Bringing it all together
When you search for “home security systems near me,” the algorithm doesn’t know your block, your pets, or your schedule. You do. Start with your risk pattern, choose only the gear that addresses it, and favor providers who meet you at your front step with questions and a signal meter, not a script. Lean on local knowledge for cellular reliability, camera mounting on local materials, and the small adjustments that remove friction from daily life.
If you want a simple path to action, use this compact checklist to make the process efficient without letting it sprawl.
- Walk the property at dusk and note entry points, dark zones, and likely approaches. Ask a neighbor about recent incidents and patterns. Decide outcomes first: deterrence, evidence, life safety, or all three. Tie each outcome to specific devices, not the other way around.

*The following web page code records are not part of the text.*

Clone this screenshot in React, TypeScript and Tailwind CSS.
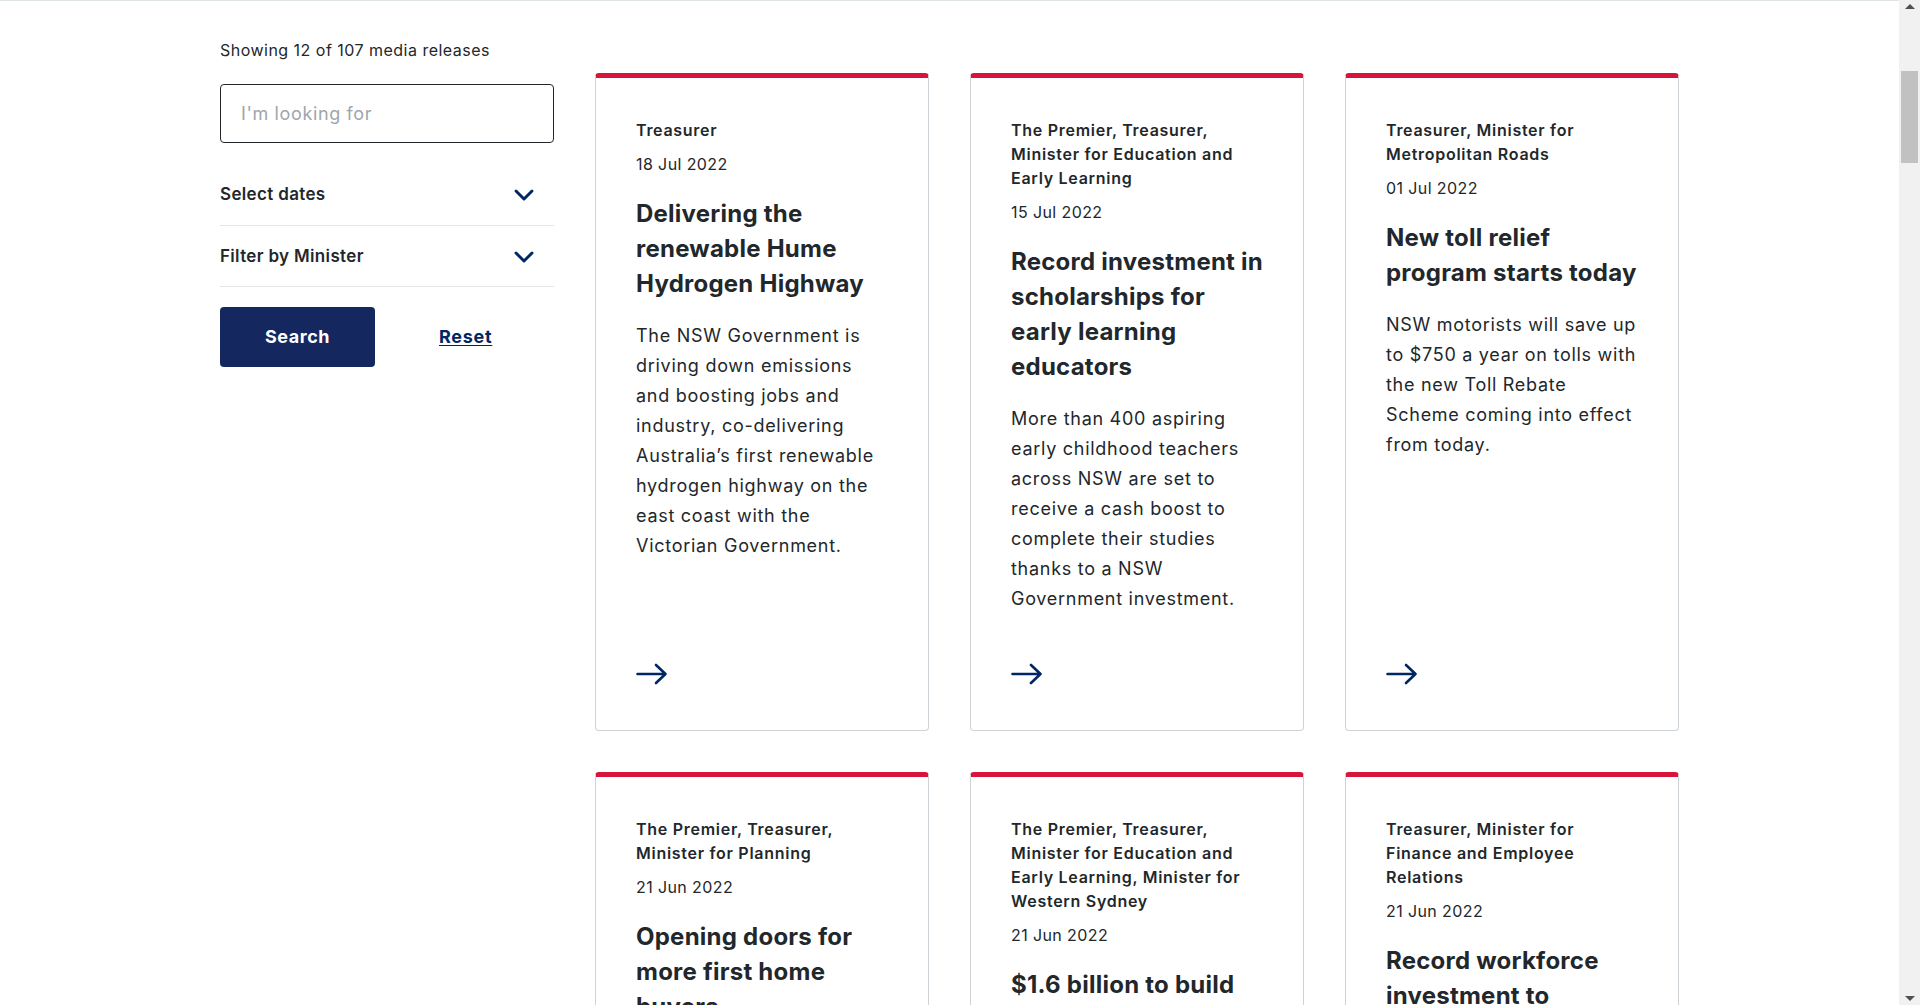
import { ChevronDown } from "lucide-react";

type Release = {
  minister: string;
  date: string;
  title: string;
  summary: string;
};

const releases: Release[] = [
  {
    minister: "Treasurer",
    date: "18 Jul 2022",
    title: "Delivering the renewable Hume Hydrogen Highway",
    summary:
      "The NSW Government is driving down emissions and boosting jobs and industry, co-delivering Australia’s first renewable hydrogen highway on the east coast with the Victorian Government.",
  },
  {
    minister: "The Premier, Treasurer, Minister for Education and Early Learning",
    date: "15 Jul 2022",
    title: "Record investment in scholarships for early learning educators",
    summary:
      "More than 400 aspiring early childhood teachers across NSW are set to receive a cash boost to complete their studies thanks to a NSW Government investment.",
  },
  {
    minister: "Treasurer, Minister for Metropolitan Roads",
    date: "01 Jul 2022",
    title: "New toll relief program starts today",
    summary:
      "NSW motorists will save up to $750 a year on tolls with the new Toll Rebate Scheme coming into effect from today.",
  },
  {
    minister: "The Premier, Treasurer, Minister for Planning",
    date: "21 Jun 2022",
    title: "Opening doors for more first home buyers",
    summary:
      "First home buyers will soon be able to choose between paying stamp duty upfront or a small annual property tax.",
  },
  {
    minister:
      "The Premier, Treasurer, Minister for Education and Early Learning, Minister for Western Sydney",
    date: "21 Jun 2022",
    title: "$1.6 billion to build new schools in Western Sydney",
    summary:
      "The NSW Government will invest $1.6 billion to deliver new and upgraded schools across Western Sydney.",
  },
  {
    minister: "Treasurer, Minister for Finance and Employee Relations",
    date: "21 Jun 2022",
    title: "Record workforce investment to support essential workers",
    summary:
      "The NSW Government is making a record investment in the essential workers who keep our state running.",
  },
];

const Arrow = () => (
  <svg width="32" height="28" viewBox="0 0 32 28" fill="none" className="text-[#002664]">
    <path
      d="M1.5 14H29.5M20 5L29.5 14L20 23"
      stroke="currentColor"
      strokeWidth="2.6"
      strokeLinecap="round"
      strokeLinejoin="round"
    />
  </svg>
);

const ReleaseCard = ({ release }: { release: Release }) => (
  <a
    href="#"
    className="flex flex-col rounded-[4px] border border-[#cdd3d6] border-t-[5px] border-t-[#d7153a] bg-white px-10 pt-10 pb-[42px] text-[#22272b]"
  >
    <p className="text-base leading-6 font-semibold tracking-[0.045em]">{release.minister}</p>
    <p className="mt-[10px] text-base leading-6 tracking-[0.025em]">{release.date}</p>
    <h2 className="mt-5 text-2xl leading-[35px] font-bold tracking-[0.01em]">{release.title}</h2>
    <p className="mt-5 text-lg leading-[30px] tracking-[0.04em]">{release.summary}</p>
    <div className="mt-auto pt-[46px]">
      <Arrow />
    </div>
  </a>
);

// the browser scrollbar seen on the right of the page
const Scrollbar = () => (
  <div className="fixed top-0 right-0 flex h-screen w-[21px] flex-col items-center bg-[#f1f1f1]">
    <div className="mt-[4px] h-0 w-0 border-x-[5px] border-b-[5px] border-x-transparent border-b-[#505050]" />
    <div className="mt-[62px] h-[92px] w-[17px] bg-[#c1c1c1]" />
    <div className="mt-auto mb-[4px] h-0 w-0 border-x-[5px] border-t-[5px] border-x-transparent border-t-[#505050]" />
  </div>
);

const FilterRow = ({ label, className }: { label: string; className: string }) => (
  <div className={`flex items-center justify-between border-b border-[#e4e7ea] pr-[14px] ${className}`}>
    <span className="text-[17px] font-semibold tracking-[0.02em]">{label}</span>
    <ChevronDown size={32} strokeWidth={2.2} className="text-[#002664]" />
  </div>
);

export default function App() {
  return (
    <div
      className="min-h-screen bg-white pr-[21px] text-[#22272b]"
      style={{ fontFamily: "Inter, 'Noto Sans', 'Liberation Sans', sans-serif" }}
    >
      <div className="border-t border-[#dee3e5]">
        <div className="mx-auto w-[1459px] pt-[37px] pb-20">
          <div className="grid grid-cols-[334px_1fr] gap-x-[41px]">
            <aside>
              <p className="text-base leading-6 tracking-[0.03em]">Showing 12 of 107 media releases</p>
              <input
                type="text"
                placeholder="I'm looking for"
                className="mt-[22px] h-[59px] w-full rounded-[4px] border border-[#22272b] px-5 text-lg tracking-[0.035em] text-[#22272b] placeholder:text-[#a0a5ae] outline-none"
              />
              <FilterRow label="Select dates" className="mt-[23px] h-[60px] pb-[2px]" />
              <FilterRow label="Filter by Minister" className="h-[61px] pt-[2px]" />
              <div className="mt-[20px] flex items-center gap-[64px]">
                <button className="h-[60px] w-[155px] rounded-[4px] bg-[#14285f] text-lg font-bold tracking-[0.03em] text-white">
                  Search
                </button>
                <a
                  href="#"
                  className="text-lg font-bold tracking-[0.04em] text-[#002664] underline underline-offset-2"
                >
                  Reset
                </a>
              </div>
            </aside>
            <main className="mt-[35px] grid grid-cols-3 gap-[41px]">
              {releases.map((r) => (
                <ReleaseCard key={r.title} release={r} />
              ))}
            </main>
          </div>
        </div>
      </div>
      <Scrollbar />
    </div>
  );
}
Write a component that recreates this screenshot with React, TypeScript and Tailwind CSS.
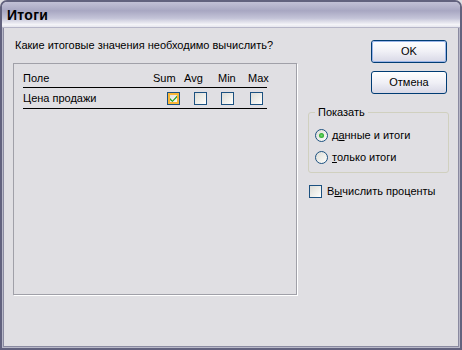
import React from "react";

const font = { fontFamily: '"Liberation Sans", Arial, sans-serif' };

function CheckBox({ checked = false, hot = false }: { checked?: boolean; hot?: boolean }) {
  return (
    <div className="w-[13px] h-[13px] border border-[#1c5180] bg-[linear-gradient(135deg,#dcdcd7_0%,#f4f4f0_70%,#ffffff_100%)] relative shrink-0">
      {hot && <div className="absolute inset-0 border-2 border-[#f8b636]" />}
      {checked && (
        <svg className="absolute left-[1px] top-[1px]" width="9" height="9" viewBox="0 0 9 9">
          <path d="M1 4 L3.5 6.5 L8 1.5 L8 3.5 L3.5 8 L1 6 Z" fill="#21a121" />
        </svg>
      )}
    </div>
  );
}

function Radio({ checked = false }: { checked?: boolean }) {
  return (
    <div className="w-[13px] h-[13px] rounded-full border border-[#1c5180] bg-[linear-gradient(135deg,#dcdcd7_0%,#f4f4f0_70%,#ffffff_100%)] flex items-center justify-center shrink-0">
      {checked && <div className="w-[5px] h-[5px] rounded-full bg-[radial-gradient(circle,#6fdc6f_0%,#21a121_80%)]" />}
    </div>
  );
}

function Button({ children, def = false }: { children: React.ReactNode; def?: boolean }) {
  return (
    <div className="w-[76px] h-[23px] rounded-[3px] border border-[#003c74] bg-[linear-gradient(180deg,#ffffff_0%,#f0f0f6_50%,#d8d8e6_100%)] flex items-center justify-center text-[11px] text-black">
      <div className={"w-full h-full rounded-[2px] flex items-center justify-center " + (def ? "border border-[#9bb5e8]" : "")}>{children}</div>
    </div>
  );
}

export default function App() {
  return (
    <div style={font} className="w-[462px] h-[350px] bg-[#e0dfe3] text-black text-[11px] leading-[13px]">
      <div className="w-[462px] h-[350px] flex flex-col rounded-t-[7px] border-2 border-[#62627e] overflow-hidden">
        <div className="h-[26px] shrink-0 bg-[linear-gradient(180deg,#c2c1d6_0%,#a8a7c2_35%,#c4c4d8_65%,#f4f4f8_90%,#e6e6ee_100%)] flex items-center pl-[5px] border-b border-[#b6b6c8]">
          <span className="text-[14px] font-bold leading-[16px] tracking-[0.3px]">Итоги</span>
        </div>
        <div className="flex-1 flex border-x border-b border-[#b8b8c8]">
          <div className="flex-1 flex border-x border-b border-[#8a8aa0]">
            <div className="w-[284px] ml-[9px] flex flex-col">
              <div className="pt-[11px] pl-[2px] h-[24px]">Какие итоговые значения необходимо вычислить?</div>
              <div className="mt-[11px] h-[232px] border border-[#a0a0a8] shadow-[1px_1px_0_#ffffff] pl-[9px] pr-[29px]">
                <div className="pt-[5px] h-[24px] border-b border-black flex items-center">
                  <span className="flex-1">Поле</span>
                  <span className="w-[29px] pl-[1px]">Sum</span>
                  <span className="w-[28px] pl-[3px]">Avg</span>
                  <span className="w-[32px] pl-[9px]">Min</span>
                  <span className="w-[26px] pl-[7px]">Max</span>
                </div>
                <div className="h-[21px] pt-[1px] border-b border-black flex items-center">
                  <span className="flex-1">Цена продажи</span>
                  <span className="w-[29px] pl-[15px]"><CheckBox checked hot /></span>
                  <span className="w-[28px] pl-[13px]"><CheckBox /></span>
                  <span className="w-[32px] pl-[12px]"><CheckBox /></span>
                  <span className="w-[26px] pl-[9px]"><CheckBox /></span>
                </div>
              </div>
            </div>
            <div className="ml-[11px] w-[141px] flex flex-col">
              <div className="pt-[12px] flex flex-col items-end pr-[2px] gap-[8px]">
                <Button def>OK</Button>
                <Button>Отмена</Button>
              </div>
              <div className="mt-[18px] h-[61px] rounded-[3px] border border-[#d0d0bf] relative flex flex-col pl-[6px]">
                <span className="absolute left-[6px] top-[-7px] px-[3px] bg-[#e0dfe3]">Показать</span>
                <div className="mt-[16px] flex items-center gap-[4px]">
                  <Radio checked />
                  <span>д<u>а</u>нные и итоги</span>
                </div>
                <div className="mt-[9px] flex items-center gap-[4px]">
                  <Radio />
                  <span><u>т</u>олько итоги</span>
                </div>
              </div>
              <div className="mt-[12px] flex items-center gap-[5px] pl-[1px]">
                <CheckBox />
                <span>В<u>ы</u>числить проценты</span>
              </div>
            </div>
          </div>
        </div>
      </div>
    </div>
  );
}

Vet three local providers for post-install support, permitting competence, and clear pricing that separates gear, labor, and monitoring. Demand a site-specific plan with device locations, power and network notes, and backup paths. Confirm monitoring protocols and false-alarm policies. Schedule seasonal tune-ups for batteries, firmware, camera aim, and alert rules. Reassess after renovations or changes in routine.
Do those five things and most of the guesswork disappears. You’ll end up with a system that fits your home, works with your habits, and holds up when the weather turns ugly or the power blinks. That, more than any brand name or spec sheet, is what peace of mind actually feels like.